AMY GOODMAN: Carol Fennelly, your final thoughts
CAROL FENNELLY: Well, the city, I mean Washington too, and the city has been completely disrupted by this three day grief glut that we are going through. I thought that it was completely appropriate that President Reagan would be brought into town on Wednesday at rush hour. We do a teleconference program out of our home, out of our office for kids so that they can talk to their fathers in prison. We couldn’t go get out kids to bring them in to talk to their dads because the whole downtown was shut down and I thought that the arrogance of that was so appropriate because that’s what they did when they were here, you know–completely oblivious to the needs of the people in this community and by extension, I think to the rest of the country.

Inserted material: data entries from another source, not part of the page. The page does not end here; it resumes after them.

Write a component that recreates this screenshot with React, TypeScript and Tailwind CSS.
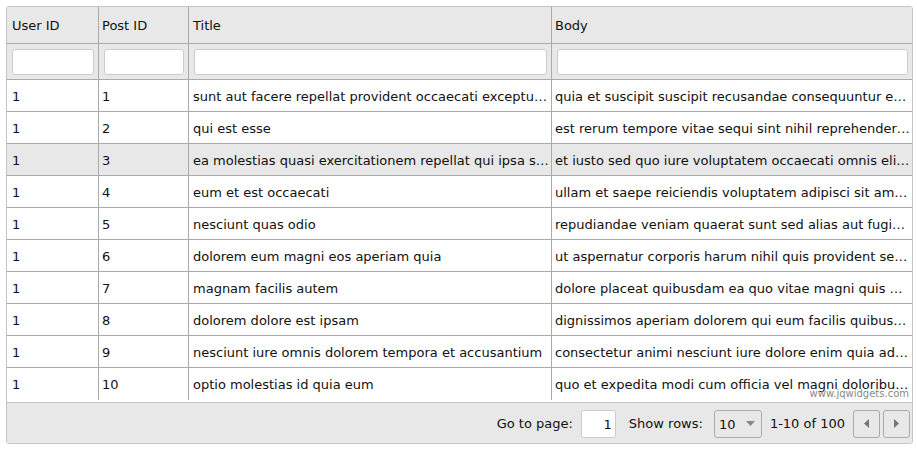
import React from "react";

type Post = {
  userId: number;
  id: number;
  title: string;
  body: string;
};

const posts: Post[] = [
  {
    userId: 1,
    id: 1,
    title: "sunt aut facere repellat provident occaecati excepturi optio reprehenderit",
    body: "quia et suscipit suscipit recusandae consequuntur expedita et cum reprehenderit molestiae ut ut quas totam",
  },
  {
    userId: 1,
    id: 2,
    title: "qui est esse",
    body: "est rerum tempore vitae sequi sint nihil reprehenderit dolor beatae ea dolores neque",
  },
  {
    userId: 1,
    id: 3,
    title: "ea molestias quasi exercitationem repellat qui ipsa sit aut",
    body: "et iusto sed quo iure voluptatem occaecati omnis eligendi aut ad voluptatem doloribus vel accusantium",
  },
  {
    userId: 1,
    id: 4,
    title: "eum et est occaecati",
    body: "ullam et saepe reiciendis voluptatem adipisci sit amet autem assumenda provident rerum culpa",
  },
  {
    userId: 1,
    id: 5,
    title: "nesciunt quas odio",
    body: "repudiandae veniam quaerat sunt sed alias aut fugiat sit autem sed est voluptatem omnis",
  },
  {
    userId: 1,
    id: 6,
    title: "dolorem eum magni eos aperiam quia",
    body: "ut aspernatur corporis harum nihil quis provident sequi mollitia nobis aliquid molestiae",
  },
  {
    userId: 1,
    id: 7,
    title: "magnam facilis autem",
    body: "dolore placeat quibusdam ea quo vitae magni quis enim qui quis quo nemo aut saepe",
  },
  {
    userId: 1,
    id: 8,
    title: "dolorem dolore est ipsam",
    body: "dignissimos aperiam dolorem qui eum facilis quibusdam animi sint suscipit qui sint possimus cum",
  },
  {
    userId: 1,
    id: 9,
    title: "nesciunt iure omnis dolorem tempora et accusantium",
    body: "consectetur animi nesciunt iure dolore enim quia ad veniam autem ut quam aut nobis",
  },
  {
    userId: 1,
    id: 10,
    title: "optio molestias id quia eum",
    body: "quo et expedita modi cum officia vel magni doloribus qui repudiandae vero nisi sit",
  },
];

const cols = "grid grid-cols-[92px_90px_363px_360px]";
const headPad = ["pl-[5px]", "pl-[3px]", "pl-[4px]", "pl-[3px]"];

export default function App() {
  return (
    <div
      className="bg-white pl-[6px] pt-[6px] text-[13px] text-[#111]"
      style={{ fontFamily: '"DejaVu Sans", Verdana, sans-serif' }}
    >
      <div className="relative w-[907px] h-[438px] border border-[#c5c5c5] rounded-[3px] overflow-hidden flex flex-col">
        {/* Header */}
        <div className={`${cols} h-[37px] bg-[#e8e8e8] border-b border-[#aaa]`}>
          {["User ID", "Post ID", "Title", "Body"].map((h, i) => (
            <div
              key={h}
              className={`flex items-center pt-[2px] ${headPad[i]} ${i < 3 ? "border-r border-[#aaa]" : ""}`}
            >
              {h}
            </div>
          ))}
        </div>

        {/* Filter row */}
        <div className={`${cols} h-[36px] bg-[#e8e8e8] border-b border-[#aaa]`}>
          {[0, 1, 2, 3].map((i) => (
            <div
              key={i}
              className={`flex items-center pl-[5px] pr-[4px] ${i < 3 ? "border-r border-[#aaa]" : ""}`}
            >
              <input className="w-full h-[26px] bg-white border border-[#ccc] rounded-[3px] outline-none" />
            </div>
          ))}
        </div>

        {/* Rows */}
        <div className="flex-1">
          {posts.map((p) => (
            <div
              key={p.id}
              className={`${cols} h-[32px] border-b border-[#aaa] ${p.id === 3 ? "bg-[#e8e8e8]" : "bg-white"} ${p.id === 10 ? "border-b-0" : ""}`}
            >
              <div className="flex items-center pt-[2px] pl-[5px] border-r border-[#aaa]">{p.userId}</div>
              <div className="flex items-center pt-[2px] pl-[3px] border-r border-[#aaa]">{p.id}</div>
              <div className="flex items-center pt-[2px] pl-[4px] pr-[2px] border-r border-[#aaa] min-w-0">
                <span className="truncate">{p.title}</span>
              </div>
              <div className="flex items-center pt-[2px] pl-[3px] pr-[2px] min-w-0">
                <span className="truncate">{p.body}</span>
              </div>
            </div>
          ))}
        </div>

        {/* watermark */}
        <div className="absolute right-[3px] bottom-[44px] text-[10px] leading-none text-[#888]">
          www.jqwidgets.com
        </div>

        {/* Pager */}
        <div className="h-[41px] bg-[#e8e8e8] border-t border-[#c5c5c5] flex items-center justify-end pr-[2px] pt-[1px]">
          <span className="mr-[8px]">Go to page:</span>
          <div className="w-[35px] h-[28px] bg-white border border-[#ccc] rounded-[3px] flex items-center justify-end pr-[3px] pt-[2px] mr-[13px]">
            1
          </div>
          <span className="mr-[11px]">Show rows:</span>
          <div className="w-[48px] h-[28px] bg-[#e8e8e8] border border-[#aaa] rounded-[3px] flex items-center justify-between pl-[4px] pr-[6px] mr-[8px]">
            <span className="mt-[3px]">10</span>
            <svg width="9" height="5" viewBox="0 0 9 5">
              <path d="M0 0h9L4.5 5z" fill="#888" />
            </svg>
          </div>
          <span className="mr-[8px]">1-10 of 100</span>
          <div className="w-[27px] h-[28px] border border-[#aaa] rounded-[3px] bg-[#e8e8e8] flex items-center justify-center mr-[3px]">
            <svg width="5" height="9" viewBox="0 0 5 9">
              <path d="M5 0v9L0 4.5z" fill="#777" />
            </svg>
          </div>
          <div className="w-[27px] h-[28px] border border-[#aaa] rounded-[3px] bg-[#e8e8e8] flex items-center justify-center">
            <svg width="5" height="9" viewBox="0 0 5 9">
              <path d="M0 0v9L5 4.5z" fill="#777" />
            </svg>
          </div>
        </div>
      </div>
    </div>
  );
}
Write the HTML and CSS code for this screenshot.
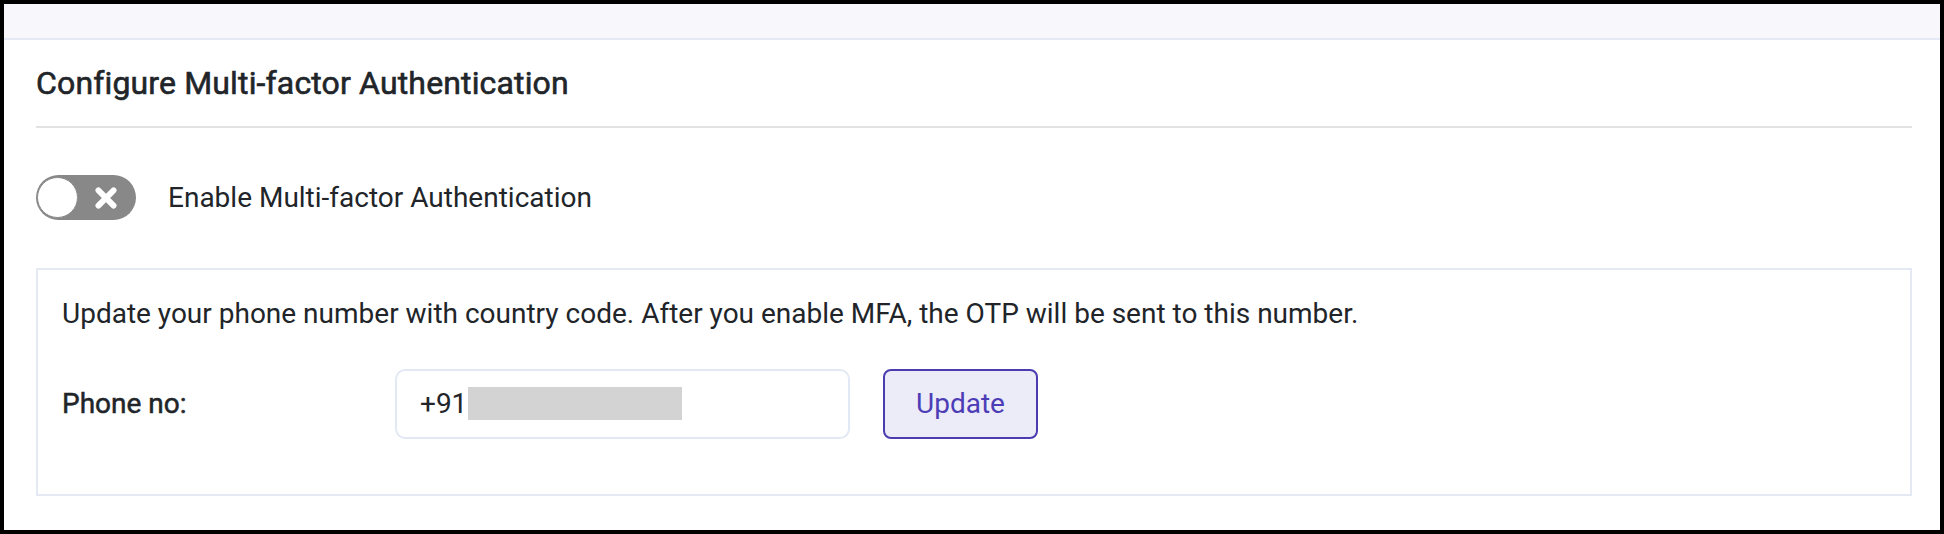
FILE: index.html
```html
<!DOCTYPE html>
<html lang="en">
<head>
<meta charset="utf-8">
<title>Configure Multi-factor Authentication</title>
<link rel="stylesheet" href="styles.css">
</head>
<body>
<div class="page">
  <div class="topbar"></div>
  <div class="panel">
    <h2 class="title">Configure Multi-factor Authentication</h2>
    <div class="divider"></div>
    <div class="toggle-row">
      <span class="toggle">
        <span class="knob"></span>
        <svg class="toggle-x" viewBox="0 0 24 24" width="26" height="26" aria-hidden="true">
          <path d="M5 5 L19 19 M19 5 L5 19" stroke="#fff" stroke-width="5.4" stroke-linecap="round" fill="none"/>
        </svg>
      </span>
      <span class="toggle-label">Enable Multi-factor Authentication</span>
    </div>
    <div class="box">
      <p class="note">Update your phone number with country code. After you enable MFA, the OTP will be sent to this number.</p>
      <div class="phone-row">
        <label class="phone-label">Phone no:</label>
        <div class="phone-input"><span class="prefix">+91</span><span class="redact"></span></div>
        <button class="update-btn" type="button">Update</button>
      </div>
    </div>
  </div>
</div>
</body>
</html>
```

FILE: styles.css
```css
* { box-sizing: border-box; }
html, body { margin: 0; padding: 0; }
body {
  background: #000;
  width: 1944px;
  height: 534px;
  padding: 4px;
  font-family: Roboto, "Liberation Sans", Arial, sans-serif;
  color: #212529;
  overflow: hidden;
}
.page {
  width: 1936px;
  height: 526px;
  background: #fff;
  display: flex;
  flex-direction: column;
}
.topbar {
  height: 36px;
  background: #f7f7fc;
  border-bottom: 2px solid #e5e8f5;
  flex: none;
}
.panel {
  flex: 1;
  padding: 24px 28px 0 32px;
  border-top-right-radius: 4px;
}
.title {
  margin: 0;
  font-size: 32px;
  font-weight: 400;
  -webkit-text-stroke: 0.6px #212529;
  letter-spacing: 0.15px;
  line-height: 1.2;
  color: #212529;
}
.divider {
  margin-top: 24px;
  height: 2px;
  background: #e2e2e2;
}
.toggle-row {
  margin-top: 47px;
  display: flex;
  align-items: center;
  gap: 32px;
}
.toggle {
  position: relative;
  width: 100px;
  height: 45px;
  border-radius: 23px;
  background: #888888;
  flex: none;
}
.knob {
  position: absolute;
  left: 1px;
  top: 2px;
  width: 41px;
  height: 41px;
  border-radius: 50%;
  background: #fff;
  border: 1.5px solid #8a8a8a;
}
.toggle-x {
  position: absolute;
  left: 57px;
  top: 9.5px;
}
.toggle-label {
  font-size: 28px;
  line-height: 1.2;
}
.box {
  margin-top: 48px;
  border: 2px solid #e4e9f3;
  padding: 28px 24px 55px 24px;
}
.note {
  margin: 0;
  font-size: 28px;
  line-height: 1.15;
}
.phone-row {
  margin-top: 38px;
  display: flex;
  align-items: center;
}
.phone-label {
  width: 333px;
  font-size: 28px;
  font-weight: 400;
  -webkit-text-stroke: 0.5px #212529;
}
.phone-input {
  width: 455px;
  height: 70px;
  border: 2px solid #e3e9f4;
  border-radius: 10px;
  display: flex;
  align-items: center;
  padding-left: 23px;
}
.prefix {
  font-size: 28px;
}
.redact {
  width: 214px;
  height: 33px;
  background: #d3d3d3;
  margin-left: 1px;
}
.update-btn {
  margin-left: 33px;
  width: 155px;
  height: 70px;
  border: 2px solid #4b3bb0;
  border-radius: 8px;
  background: #ecebf8;
  color: #4c3db6;
  font-family: Roboto, "Liberation Sans", Arial, sans-serif;
  font-size: 28px;
  padding: 0;
}
```
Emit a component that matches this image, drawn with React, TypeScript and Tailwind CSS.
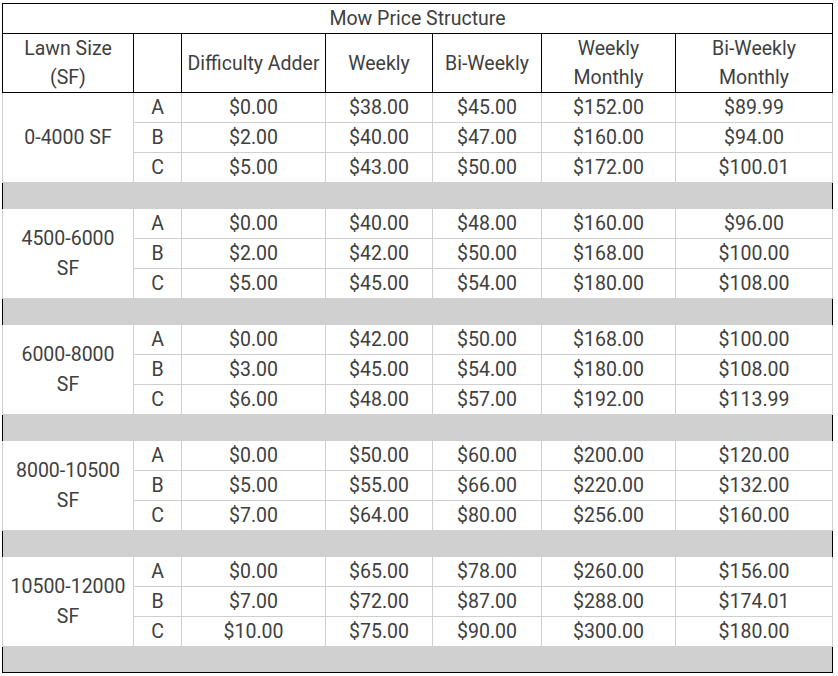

AMY GOODMAN: I want to thank you all for being with us. Carol Fennelly, leading activist on homeless issues during the Reagan Presidency, continues her work today. Reverend Graylan Hagler, who is a well-known activist in the Washington D.C. area, President of Ministers for Racial Social and Economic Justice. Also on the line with us, Francis Fox Pivin, one of the country’s leading sociologists, teaches at the City University of New York, author of many books including: "The New Class War," "Regulating The Poor," "Poor People’s Movements" and other books. Dolores Huerta, co-founder of the United Farm Workers of America.